As if Pique, at the center of all the success for both club and country, couldn’t get any more high-profile, one must remember European soccer players live in the media age of WAGs, or wives and girlfriends.
Athletes in America, where there are many different sports fighting for the public’s attention, make headlines all the time because of their relationships. Now imagine if all of that sporting passion was concentrated into a single sport, especially into a couple of the biggest clubs. Millionaire celebrity athletes fill the locker room, so it’s no surprise that the WAG coverage by the Spanish press is extensive.
But just like the Spanish World Cup victory or dominance at the Euros, Gerard Pique comes out on top as always.
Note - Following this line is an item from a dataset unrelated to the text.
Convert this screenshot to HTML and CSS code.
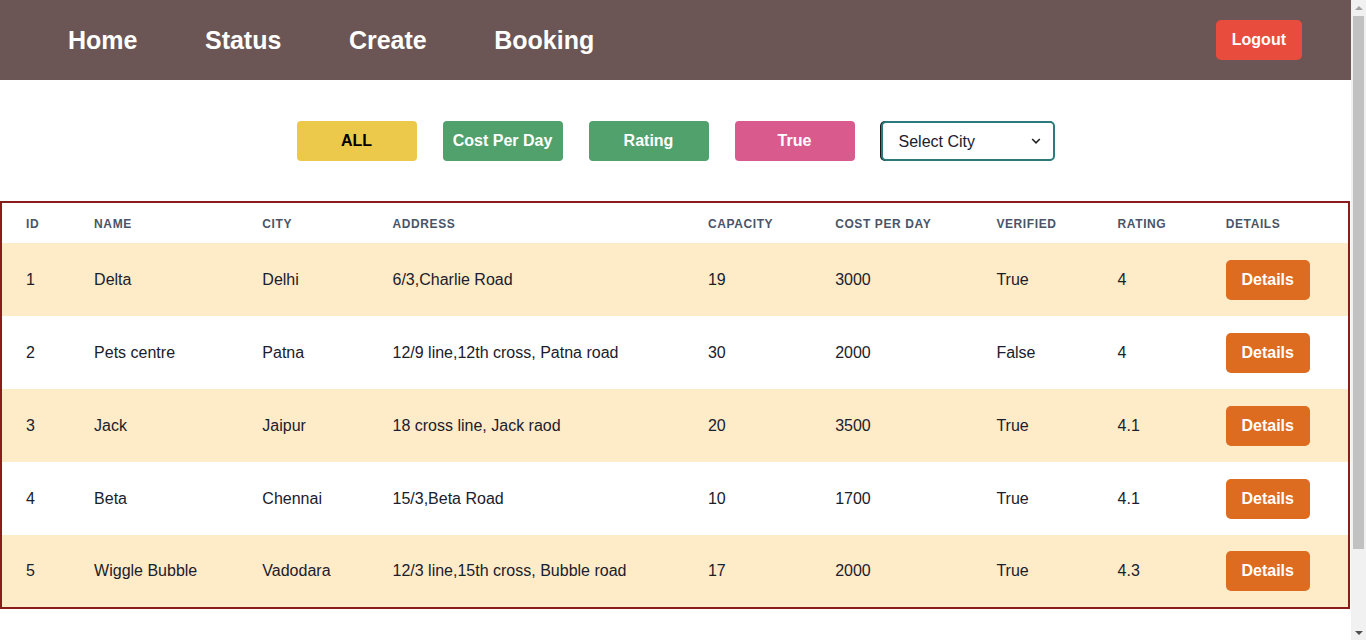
FILE: index.html
```html
<!DOCTYPE html>
<html lang="en">
<head>
<meta charset="utf-8">
<title>Pet Centres</title>
<link rel="stylesheet" href="styles.css">
</head>
<body>
<div class="page">
  <header class="navbar">
    <nav class="nav-links">
      <a href="#" class="nav-link">Home</a>
      <a href="#" class="nav-link">Status</a>
      <a href="#" class="nav-link">Create</a>
      <a href="#" class="nav-link">Booking</a>
    </nav>
    <button class="logout">Logout</button>
  </header>

  <section class="filters">
    <button class="filter filter-all">ALL</button>
    <button class="filter filter-green">Cost Per Day</button>
    <button class="filter filter-green">Rating</button>
    <button class="filter filter-pink">True</button>
    <div class="select-wrap">
      <select class="city-select">
        <option>Select City</option>
        <option>Delhi</option>
        <option>Patna</option>
        <option>Jaipur</option>
        <option>Chennai</option>
        <option>Vadodara</option>
      </select>
      <svg class="chevron" width="10" height="6" viewBox="0 0 10 6" aria-hidden="true"><path d="M1.2 1 L5 4.8 L8.8 1" fill="none" stroke="#222" stroke-width="1.6"/></svg>
    </div>
  </section>

  <main class="table-wrap">
    <table class="centres">
      <colgroup>
        <col class="c-id"><col class="c-name"><col class="c-city"><col class="c-addr"><col class="c-cap"><col class="c-cost"><col class="c-ver"><col class="c-rate"><col class="c-det">
      </colgroup>
      <thead>
        <tr>
          <th>ID</th><th>Name</th><th>City</th><th>Address</th><th>Capacity</th><th>Cost Per Day</th><th>Verified</th><th>Rating</th><th>Details</th>
        </tr>
      </thead>
      <tbody>
        <tr class="odd"><td>1</td><td>Delta</td><td>Delhi</td><td>6/3,Charlie Road</td><td>19</td><td>3000</td><td>True</td><td>4</td><td><button class="details">Details</button></td></tr>
        <tr><td>2</td><td>Pets centre</td><td>Patna</td><td>12/9 line,12th cross, Patna road</td><td>30</td><td>2000</td><td>False</td><td>4</td><td><button class="details">Details</button></td></tr>
        <tr class="odd"><td>3</td><td>Jack</td><td>Jaipur</td><td>18 cross line, Jack raod</td><td>20</td><td>3500</td><td>True</td><td>4.1</td><td><button class="details">Details</button></td></tr>
        <tr><td>4</td><td>Beta</td><td>Chennai</td><td>15/3,Beta Road</td><td>10</td><td>1700</td><td>True</td><td>4.1</td><td><button class="details">Details</button></td></tr>
        <tr class="odd"><td>5</td><td>Wiggle Bubble</td><td>Vadodara</td><td>12/3 line,15th cross, Bubble road</td><td>17</td><td>2000</td><td>True</td><td>4.3</td><td><button class="details">Details</button></td></tr>
      </tbody>
    </table>
  </main>
</div>

<div class="scrollbar" aria-hidden="true">
  <div class="sb-btn"><span class="sb-arrow sb-up"></span></div>
  <div class="sb-track"><div class="sb-thumb"></div></div>
  <div class="sb-btn"><span class="sb-arrow sb-down"></span></div>
</div>
</body>
</html>
```

FILE: styles.css
```css
* { box-sizing: border-box; }

html, body {
  margin: 0;
  padding: 0;
}

body {
  font-family: "Liberation Sans", Arial, sans-serif;
  color: #1a202c;
  background: #ffffff;
  padding-right: 15px;
}

.page {
  width: 1351px;
}

/* fake classic scrollbar */
.scrollbar {
  position: fixed;
  top: 0;
  right: 0;
  width: 15px;
  height: 100vh;
  background: #f1f1f1;
  display: flex;
  flex-direction: column;
}

.sb-btn {
  height: 15px;
  display: flex;
  align-items: center;
  justify-content: center;
}

.sb-arrow {
  width: 0;
  height: 0;
  border-left: 4px solid transparent;
  border-right: 4px solid transparent;
}

.sb-up { border-bottom: 4px solid #a3a3a3; }
.sb-down { border-top: 4px solid #505050; }

.sb-track {
  flex: 1;
  padding: 1px 2px 0;
}

.sb-thumb {
  height: 533px;
  background: #c1c1c1;
}

.navbar {
  height: 80px;
  background: #6b5655;
  display: flex;
  align-items: center;
  justify-content: space-between;
  padding: 0 49px 0 68px;
}

.nav-links {
  display: flex;
  gap: 67.5px;
}

.nav-link {
  color: #ffffff;
  text-decoration: none;
  font-weight: 700;
  font-size: 25px;
}

.logout {
  height: 40px;
  padding: 0 16px;
  border: none;
  border-radius: 5px;
  background: #e74c3c;
  color: #ffffff;
  font-family: inherit;
  font-weight: 700;
  font-size: 16px;
}

.filters {
  display: flex;
  justify-content: center;
  align-items: center;
  gap: 26px;
  padding: 41px 0 40px;
}

.filter {
  width: 120px;
  height: 40px;
  border: none;
  border-radius: 4px;
  font-family: inherit;
  font-weight: 700;
  font-size: 16px;
  color: #ffffff;
}

.filter-all { background: #ecc94b; color: #000000; }
.filter-green { background: #51a16c; }
.filter-pink { background: #d95b8e; }

.select-wrap {
  position: relative;
  width: 174px;
  height: 40px;
}

.city-select {
  -webkit-appearance: none;
  appearance: none;
  width: 100%;
  height: 100%;
  border: 2px solid #2c7a7b;
  border-radius: 5px;
  background: #ffffff;
  box-shadow: -1px 0 0 #1a1a1a;
  padding: 0 30px 0 16px;
  font-family: inherit;
  font-size: 16px;
  color: #1a202c;
}

.chevron {
  position: absolute;
  right: 14px;
  top: 17px;
  pointer-events: none;
}

.table-wrap {
  margin-bottom: 125px;
}

.centres {
  width: 1350px;
  table-layout: fixed;
  border-collapse: collapse;
  border: 2px solid #8b1c1c;
}

.c-id { width: 69px; }
.c-name { width: 168px; }
.c-city { width: 130px; }
.c-addr { width: 315px; }
.c-cap { width: 127px; }
.c-cost { width: 161px; }
.c-ver { width: 121px; }
.c-rate { width: 108px; }
.c-det { width: 147px; }

.centres th {
  height: 41px;
  padding: 1px 24px 0;
  text-align: left;
  font-size: 12px;
  font-weight: 700;
  letter-spacing: 0.05em;
  text-transform: uppercase;
  color: #4a5568;
}

.centres td {
  height: 73px;
  padding: 0 24px;
  font-size: 16px;
  color: #1a202c;
  vertical-align: middle;
  white-space: nowrap;
}

.centres tr.odd td { background: #feebc8; }

.details {
  width: 84px;
  height: 40px;
  border: none;
  border-radius: 5px;
  background: #dd6b20;
  color: #ffffff;
  font-family: inherit;
  font-weight: 700;
  font-size: 16px;
}
```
Because while teammates might have a date with a supermodel or actress, Pique’s longtime partner is a bonafide global superstar in her own right, Colombian pop singer Shakira.
The couple, who met on a music video shoot in 2010, have two children together, and serve as an international power couple in a way that makes American duos such as Dwyane Wade and Gabrielle Union, or Russell Wilson and Ciara, appear seemingly insignificant on such a global scale.
But for all of the hype and attention, on and off the field, Pique still resembles the young boy who learned all he could, in Barcelona and Manchester, to become a truly world-class defender.
He recently announced that he would retire from Spain’s national team to concentrate on Barcelona, and remains a rock of stability there. So while the press may focus on his partner Shakira, or the slightest error he may make, the simple facts remain. Pique has been a cornerstone of some of the most successful sides, for club and country, in the sport’s entire history.
Sounds like a man who’s gotten the most out of his education.